Von Lucke sorgte in seiner Dankesrede für ein Raunen der Zuhörer in der altehrwürdigen Augusteerhalle der Herzog August Bibliothek, als er berichtete, dass sich einer seiner Ur-Ur-Ur-Großväter vor mehr als 200 Jahren persönlich mit Lessing getroffen habe.

Fakten

Der Lessing-Preis für Kritik wird seit 2000 alle zwei Jahre gemeinsam von der Lessing-Akademie Wolfenbüttel und der Braunschweigischen STIFTUNG NORD/LB • ÖFFENTLICHE vergeben und ist mit insgesamt 20.000 (15.000 und 5000) Euro dotiert.

Frühere Preisträger: Heinz Bohrer und Michael Maar (2000), Alexander Kluge und das St. Petersburger Cello-Duo (2002), Elfriede Jelinek und Antonio Fian (2004), Moshe Zimmermann und Sayed Kashua (2006), Peter Sloterdijk und Dietmar Dath (2008), Kurt Flasch und Fiorella Retucci (2010) sowie Claus Peymann und Nele Winkler (2012).

Jury: die Publizistin Dr. Franziska Augstein, die Literaturwissenschaftlerin Prof. Dr. Ulrike Sprenger, der Leiter des Deutschen Zentrums für Luft- und Raumfahrt Braunschweig Prof. Dr. Joachim Block, der Hallenser Germanist Prof. Dr. Daniel Fulda, der Göttinger Germanist Prof. Dr. Wilfried Barner, Prof. Dr. Erich Unglaub, Germanist und Vorstandsmitglied der Lessing-Akademie Wolfenbüttel und der Direktor der Herzog August Bibliothek, Prof. Dr. Helwig Schmidt-Glintzer.

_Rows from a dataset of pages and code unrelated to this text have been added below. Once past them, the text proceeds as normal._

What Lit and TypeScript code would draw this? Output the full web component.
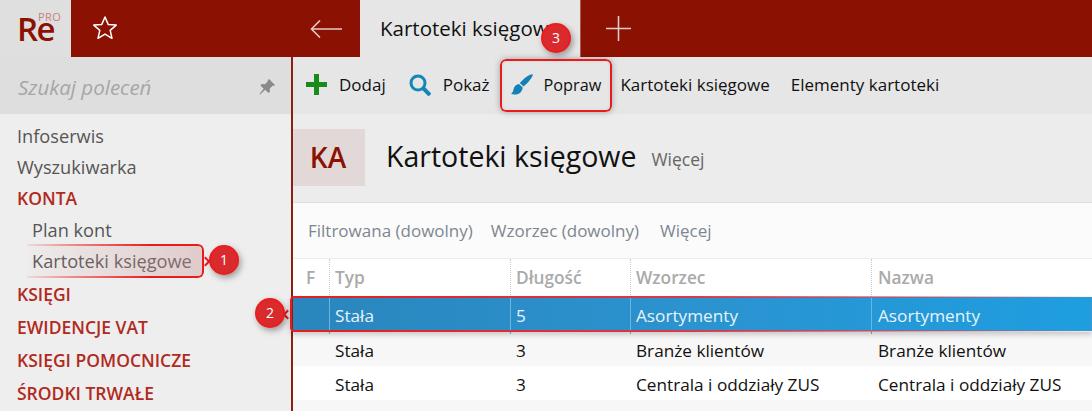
import { LitElement, html, css } from "lit";
import { customElement } from "lit/decorators.js";

const COLS = ["F", "Typ", "Długość", "Wzorzec", "Nazwa"];
const ROWS = [
  ["", "Stała", "5", "Asortymenty", "Asortymenty"],
  ["", "Stała", "3", "Branże klientów", "Branże klientów"],
  ["", "Stała", "3", "Centrala i oddziały ZUS", "Centrala i oddziały ZUS"],
];

@customElement("app-root")
export class AppRoot extends LitElement {
  static styles = css`
    :host {
      display: block;
      position: relative;
      width: 1092px;
      height: 411px;
      overflow: hidden;
      font-family: "Open Sans", "Noto Sans", sans-serif;
      font-size: 17px;
      color: #111;
      background: #f7f7f7;
    }
    .top {
      display: flex;
      height: 57px;
      background: #8b1103;
    }
    .logo {
      position: relative;
      width: 71px;
      background: #dfdfdf;
      padding: 9px 0 0 17px;
      box-sizing: border-box;
      color: #8b1103;
      font-size: 33px;
      font-weight: 600;
      line-height: 40px;
      letter-spacing: -1.5px;
    }
    .logo span {
      position: absolute;
      left: 38px;
      top: 12px;
      font-size: 11px;
      font-weight: 400;
      line-height: 10px;
      letter-spacing: 0.4px;
      color: #c5837c;
    }
    .star {
      width: 221px;
      padding: 15px 0 0 21px;
      box-sizing: border-box;
    }
    .back {
      width: 68px;
      display: flex;
      align-items: center;
      justify-content: center;
    }
    .tab {
      width: 220px;
      background: #e6e6e6;
      font-size: 20.5px;
      line-height: 57px;
      padding-left: 20px;
      box-sizing: border-box;
      white-space: nowrap;
    }
    .plus {
      width: 76px;
      display: flex;
      align-items: center;
      justify-content: center;
      border-left: 1px solid #a85a50;
      box-sizing: border-box;
    }
    .main {
      display: grid;
      grid-template-columns: 291px 1fr;
      height: 354px;
    }
    .side {
      background: #eeeeee;
      border-right: 2px solid #8b2014;
      width: 293px;
      box-sizing: border-box;
    }
    .search {
      height: 57px;
      background: #dedede;
      display: flex;
      align-items: center;
      justify-content: space-between;
      padding: 3px 15px 0 18px;
      box-sizing: border-box;
      font-style: italic;
      font-size: 20.5px;
      color: #a6a6a6;
    }
    .nav {
      padding: 7px 0 0 17px;
      font-size: 18.2px;
      color: #555;
    }
    .nav div {
      height: 31px;
      line-height: 31px;
      white-space: nowrap;
    }
    .nav .sec {
      color: #b02a1d;
      font-weight: 600;
      font-size: 17.5px;
      height: 33px;
      line-height: 33px;
    }
    .nav .sec.first {
      height: 32px;
      line-height: 31px;
    }
    .nav .sub {
      padding-left: 15px;
    }
    .nav .sub.last {
      height: 32px;
      line-height: 30px;
    }
    .content {
      margin-left: 2px;
      min-width: 0;
    }
    .tools {
      height: 57px;
      background: #e6e6e6;
      display: flex;
      align-items: center;
      padding-bottom: 2px;
      box-sizing: border-box;
      white-space: nowrap;
    }
    .tool {
      display: flex;
      align-items: center;
    }
    .tool span {
      margin-left: 12px;
    }
    .tool span.tight {
      margin-left: 11px;
      font-size: 16.3px;
    }
    .head {
      height: 88px;
      background: #ececec;
      border-bottom: 1px solid #dcdcdc;
      display: flex;
      align-items: center;
    }
    .badge {
      width: 72px;
      height: 57px;
      margin-top: -1px;
      padding-right: 2px;
      box-sizing: border-box;
      background: #e3d8d8;
      color: #8b1103;
      font-size: 28px;
      font-weight: 600;
      line-height: 57px;
      text-align: center;
    }
    .title {
      font-size: 28.5px;
      margin-left: 21px;
      margin-top: -4px;
    }
    .more {
      font-size: 17.5px;
      color: #666;
      margin-left: 15px;
      margin-top: 2px;
    }
    .filters {
      height: 56px;
      background: #fbfbfb;
      border-bottom: 1px solid #ececec;
      box-sizing: border-box;
      display: flex;
      gap: 18px;
      align-items: center;
      padding-left: 15px;
      color: #7d8790;
    }
    .filters span:last-child {
      margin-left: 3px;
    }
    .row {
      display: grid;
      grid-template-columns: 36px 181px 120px 241px 1fr;
      height: 34px;
      line-height: 37px;
      font-size: 17.2px;
      background: #fff;
    }
    .row > div {
      padding-left: 5px;
      white-space: nowrap;
      border-left: 1px solid transparent;
    }
    .row > div:last-child {
      padding-left: 6px;
    }
    .row.hdr {
      height: 38px;
      line-height: 38px;
      color: #aaa;
      font-weight: 600;
      font-size: 17.3px;
    }
    .row.hdr > div + div {
      border-left: 1px dotted #ccc;
    }
    .row.hdr > div:first-child {
      padding-left: 12px;
    }
    .row.sel {
      background: linear-gradient(90deg, #2a86bd, #2b93cf 50%, #1e9ee0);
      color: #e8f3fa;
    }
    .row.sel > div + div {
      border-left: 1px solid #6db4dd;
    }
    .row.alt {
      background: #f7f7f7;
      height: 35px;
      line-height: 39px;
    }
    .call {
      position: absolute;
      box-sizing: border-box;
      pointer-events: none;
    }
    .call::before {
      content: "";
      position: absolute;
      inset: 0;
      padding: 2px;
      border-radius: inherit;
      background: var(--edge);
      -webkit-mask: linear-gradient(#000 0 0) content-box, linear-gradient(#000 0 0);
      -webkit-mask-composite: xor;
      mask-composite: exclude;
    }
    .c1 {
      --edge: linear-gradient(90deg, rgba(240, 140, 140, 0.15), #f08a8a 25%, #e81c1c 70%);
      left: 27px;
      top: 244px;
      width: 177px;
      height: 34px;
      border-radius: 0 6px 6px 0;
      background: linear-gradient(90deg, rgba(220, 190, 190, 0.05), rgba(205, 150, 150, 0.4));
    }
    .c1::before {
      padding-left: 0;
    }
    .c2 {
      --edge: linear-gradient(90deg, #e81c1c, #d83a4c 50%, rgba(230, 120, 120, 0.1) 100%);
      left: 290px;
      top: 296px;
      width: 802px;
      height: 36px;
      border-radius: 4px 0 0 4px;
      box-shadow: 0 3px 5px rgba(0, 0, 0, 0.18);
    }
    .c3 {
      --edge: #e81c1c;
      left: 500px;
      top: 59px;
      width: 112px;
      height: 53px;
      border-radius: 6px;
      box-shadow: 0 0 6px rgba(0, 0, 0, 0.3), inset 0 0 5px rgba(0, 0, 0, 0.15);
    }
    .dot {
      position: absolute;
      width: 30px;
      height: 30px;
      border-radius: 50%;
      background: #d92a2e;
      border: 2px solid #ee1c1c;
      box-sizing: border-box;
      color: #fff;
      text-align: center;
      font-size: 14px;
      line-height: 26px;
      box-shadow: 2px 3px 6px rgba(0, 0, 0, 0.35);
    }
    .tip {
      position: absolute;
      width: 5px;
      height: 5px;
      border-top: 2px solid #e81c1c;
      border-right: 2px solid #e81c1c;
      transform: rotate(45deg);
    }
    .tip.left {
      transform: rotate(-135deg);
    }
  `;

  render() {
    return html`
      <div class="top">
        <div class="logo">Re<span>PRO</span></div>
        <div class="star">
          <svg width="26" height="26" viewBox="0 0 26 26" fill="none" stroke="#fff" stroke-width="1.5" stroke-linejoin="round">
            <path d="M13 2l3.200 7.400 8 .7-6 5.300 1.800 7.900L13 19.100l-7 4.200 1.800-7.900-6-5.300 8-.7z" />
          </svg>
        </div>
        <div class="back">
          <svg width="32" height="18" viewBox="0 0 32 18" fill="none" stroke="#e6c9c5" stroke-width="1.6">
            <path d="M32 9H1M10 .5L1.500 9l8.500 8.500" />
          </svg>
        </div>
        <div class="tab">Kartoteki księgowe</div>
        <div class="plus">
          <svg width="25" height="25" viewBox="0 0 25 25" stroke="#e6c9c5" stroke-width="1.6">
            <path d="M12.500 0v25M0 12.500h25" />
          </svg>
        </div>
      </div>
      <div class="main">
        <div class="side">
          <div class="search">
            <span>Szukaj poleceń</span>
            <svg width="18" height="18" viewBox="0 0 18 18" fill="#8a8a8a">
              <path d="M11 1l6 6-1.200 1-1-.4-3 3 .1 3.200-1.400 1.200-3.300-3.300L2 16.500l-.6-.5 4.300-5.200-3.300-3.300L3.600 6l3.300.2 3-3-.3-1z" />
            </svg>
          </div>
          <div class="nav">
            <div>Infoserwis</div>
            <div>Wyszukiwarka</div>
            <div class="sec first">KONTA</div>
            <div class="sub">Plan kont</div>
            <div class="sub last">Kartoteki księgowe</div>
            <div class="sec">KSIĘGI</div>
            <div class="sec">EWIDENCJE VAT</div>
            <div class="sec">KSIĘGI POMOCNICZE</div>
            <div class="sec">ŚRODKI TRWAŁE</div>
          </div>
        </div>
        <div class="content">
          <div class="tools">
            <div class="tool" style="margin-left:13px">
              <svg width="21" height="21" viewBox="0 0 21 21" fill="#1a8a1a"><path d="M8 0h5v8h8v5h-8v8H8v-8H0V8h8z" /></svg>
              <span>Dodaj</span>
            </div>
            <div class="tool" style="margin-left:23px">
              <svg width="22" height="22" viewBox="0 0 22 22" fill="none" stroke="#1387b8" stroke-width="3"><circle cx="9" cy="9" r="7" /><path d="M14 14l7 7" stroke-width="4" /></svg>
              <span>Pokaż</span>
            </div>
            <div class="tool" style="margin-left:21px">
              <svg width="22" height="21" viewBox="0 0 22 21" fill="#1480b5">
                <path d="M21.500 .3C22 1 21.500 2.500 20 4.500 18 7.500 15 10.500 12.500 12.500L8.800 9C11.500 6 15.500 2.500 19 .8 20 .3 21 0 21.500 .3Z" />
                <path d="M8 10L11.700 13.500C11.500 17 9 20 5 20.500 3 20.800 1.200 20.500 0 19.800 1.500 19 2 17.500 2.500 15.500 3 12.500 5.500 10.200 8 10Z" />
              </svg>
              <span class="tight">Popraw</span>
            </div>
            <div class="tool" style="margin-left:19px">Kartoteki księgowe</div>
            <div class="tool" style="margin-left:21px">Elementy kartoteki</div>
          </div>
          <div class="head">
            <div class="badge">KA</div>
            <div class="title">Kartoteki księgowe</div>
            <div class="more">Więcej</div>
          </div>
          <div class="filters">
            <span>Filtrowana (dowolny)</span>
            <span>Wzorzec (dowolny)</span>
            <span>Więcej</span>
          </div>
          <div class="row hdr">${COLS.map((c) => html`<div>${c}</div>`)}</div>
          ${ROWS.map(
            (r, i) => html`<div class="row ${i === 0 ? "sel" : i === 1 ? "alt" : ""}">
              ${r.map((c) => html`<div>${c}</div>`)}
            </div>`
          )}
        </div>
      </div>
      <div class="call c1"></div>
      <div class="tip" style="left:202px;top:258px"></div>
      <div class="dot" style="left:209px;top:245px">1</div>
      <div class="call c2"></div>
      <div class="tip left" style="left:284px;top:311px"></div>
      <div class="dot" style="left:255px;top:298px">2</div>
      <div class="call c3"></div>
      <div class="dot" style="left:541px;top:23px">3</div>
    `;
  }
}
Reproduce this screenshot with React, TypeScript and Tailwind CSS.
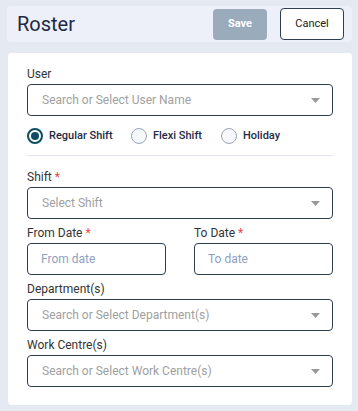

Termin: Der Lessing-Preis für Kritik 2014-Preisträger Professor Dr. Hans-Ulrich Wehler und der ebenso bekannte australische Historikerkollege Christopher Clark („Die Schlafwandler“, 2013) diskutieren am 12. Oktober 2014 um 16.30 Uhr im Braunschweiger „Haus der Wissenschaften“ zum Thema 1914 und die Ursachen des Ersten Weltkrieges.